Following the feature extraction or fingerprinting step, we train a ML model to map the features to the property of interest. In our case, this is whether an atom in the quenched structure is susceptible to plastic rearrangement or not. In this work, we select Cu_xZr_1−x (x = 50, 65, and 80 at.%), which are promising binary MG formers^{42,43,44,48,49,50,51}, as principal alloys and extend analyses to Ni₆₂Nb₃₈^52,53, Al₉₀Sm₁₀⁵⁴, and Fe₈₀P₂₀⁵⁵ MGs. To generate data for ML, we quench large glass samples (345,600 atoms for Cu-Zr and 131,072 for other MGs) under quenching rates of 5 × 10¹⁰, 5 × 10¹¹, or 5 × 10¹² K s⁻¹ and apply uniaxial compressive or tensile strain under strain rates of 2.5 × 10⁷ or 1 × 10⁸ s⁻¹ at 50 K, with periodic boundary conditions along X and Z or along all three directions, using molecular dynamics simulations (see Methods and Supplementary Fig. 2). Here we use gradient-boosted decision tree (GBDT) as the ML algorithm, which builds the prediction model in an iterative manner to construct an ensezmble of decision tree learners through boosting⁵⁶. To rigorously test the ML models, we quench and compress three independent samples for each combination of composition and quenching rate and use two of the three samples per condition for training, whereas the third sample is set aside for generalization tests and completely unseen during model development. Owing to the imbalanced nature of the datasets, we use equal undersampling for the training data to create a balanced dataset. We then use fivefold CV to train the GBDT models that use the feature vectors of the undeformed configuration to classify atoms that deform plastically up to a strain of 4.0% (see Methods for details). The trained GBDT models are then tested on the completely set-aside generalization sample (thus excluding any trivial information leakage from training) without any undersampling. As a measure of plastic deformation, we use accumulative non-affine displacement¹⁰ (D²) at a relatively large strain (4.0%) with reference to the undeformed configuration and set a threshold value of 5.0 Ų to distinguish the plastic and non-plastic atoms. We compare D² with other plastic indicators in Supplementary Fig. 4. The models are compared using their area under receiver operating characteristic curve (AUC-ROC) score (see Methods for the motivation) as well as recall (for consistency with previous works^24,25,26).
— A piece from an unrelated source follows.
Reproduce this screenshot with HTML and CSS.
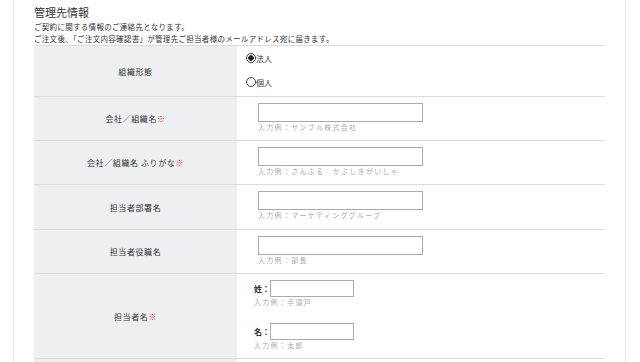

We begin by discussing Cu₆₅Zr₃₅ MG quenched under a rate of 5 × 10¹⁰ K s⁻¹ as an example (other MGs are discussed later). Cu₆₅Zr₃₅ is known as an optimum glass former in the Cu-Zr system^{42,43,44,48,49,50}. For the ML task of using only the undeformed configuration to predict the plastic atoms accumulated up to a relatively large strain of 4.0%, the AUC-ROC on a set-aside test glass configuration is 0.771, and the ML model captures 74.2% of the true plastic rearrangements (recall). We compare this against baseline models (random, most frequent, and minority predictors) and they give AUC-ROCs of roughly 0.50 (random) or strictly 0.50 (most frequent and minority), suggesting that such prediction is non-trivial to achieve.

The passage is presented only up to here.